I guess you’d better start tapdancing. 🙂
Tippety-tappety-tippety-tappety, tip-tap-tap… (aging tap-dancer wannabe falls down, puffing heavily) Gee, this is harder than it looks! 😀
Whoa! I thought she’d been shot!! Just as well it wasn’t ketchup you’d showered all over her or there might have been a whole lot more alternative endings…

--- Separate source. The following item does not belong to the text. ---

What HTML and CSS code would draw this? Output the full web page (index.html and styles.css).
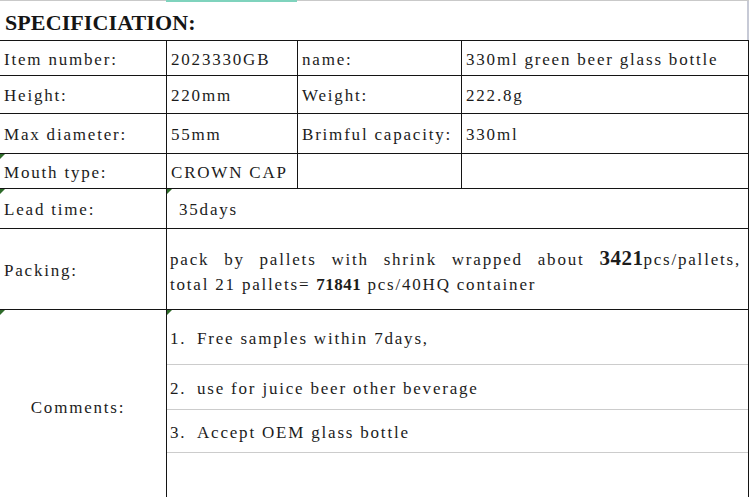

I have some very dear friends who are good at making happy endings – or comedy out of tragedy. They have more bad luck than you could possibly imagine – but they always end up laughing. It’s either that or cry – and they just made a decision some time back that they weren’t going to go that way.
Joanna
PS Thanks for the tap-dancing! This is definitely the place to be – I got a waltz yesterday 🙂
Robert!
You’re really good at that! I think you may have found a second career!
Hey Joanna!
Welcome to Successful-Blog where the entertainment is truly spontaneous! 🙂
Joanna, we were VERY thankful it wasn’t the red stuff! Besides, mayonnaise is supposed to be good for the skin isn’t it?
Sorry, Liz, I’m afraid the ol’ legs won’t make it any more… uh, not that they ever did! Can somebody please hand me a the Klondike bar?
Here you go, Robert!
A Klondike bar just for you! 🙂
“…no doubt the buildings across the street!” That baby must have been packed pretty tight! Or you were actually tap dancing at the time of the incident… 😉
Great story and good point! Thanks, Bob.
Mike
Mike,
Leave it you and Robert to turn this whole thing into a caper!! 🙂
Who, me? 😉
I WAS thinking YOU!
Looks down and shuffles feet (but only because I’m clearing the immediate area of potential projectile condiments!)…
Hey Mike, what a great idea! Whoops, you missed one! Bwa-ha-ha-ha! (Sound of popping condiment packets, followed by sound of my feet running far and fast…)
Mmm! Tartar sauce!! Andybody have a fish stick I can use to clean up?
O-kay! (Sound of slapping Mike with a fish)
They say everything in Texas is big. I guess that applies to mayonnaise packets, too!
Too fun and too funny! I love it when you guys get together here to play!
Hi Brad,
I’d forgotten that little fact. A Texas-sized mayo packet probably holds a full pint of the stuff!
Mike
I can just see Bob and Mrs. MZM looking like the Ghostbusters after blowing up the Sta-Puft Marshmallow man!
Oh, Liz, you have the biggest sandbox in town, that’s why!
There’s an image that’s just too fun for a Friday night. I’m laughing. 🙂
I have to say that some of your American references in the comments have lost me – Sta Puft?!?! – but I have been laughing all the way through. Viewing situations through humour is the best way…isn’t it?
Hi Jackie,
I’m not sure you’re the only one. Those guys lose me all of the time too! I’d explain that reference . . . but I simply can’t! 🙂
Liz
Jackie,
If you haven’t seen Ghostbusters, do yourself a favor and rent a copy. One of the best comedies ever. Here is a bit about Mr. Stay Puft.
Mike
Oh THAT Stay Puft – Ghost Busters was one of my son’s favourites. Who ya gonna call?…Got it!!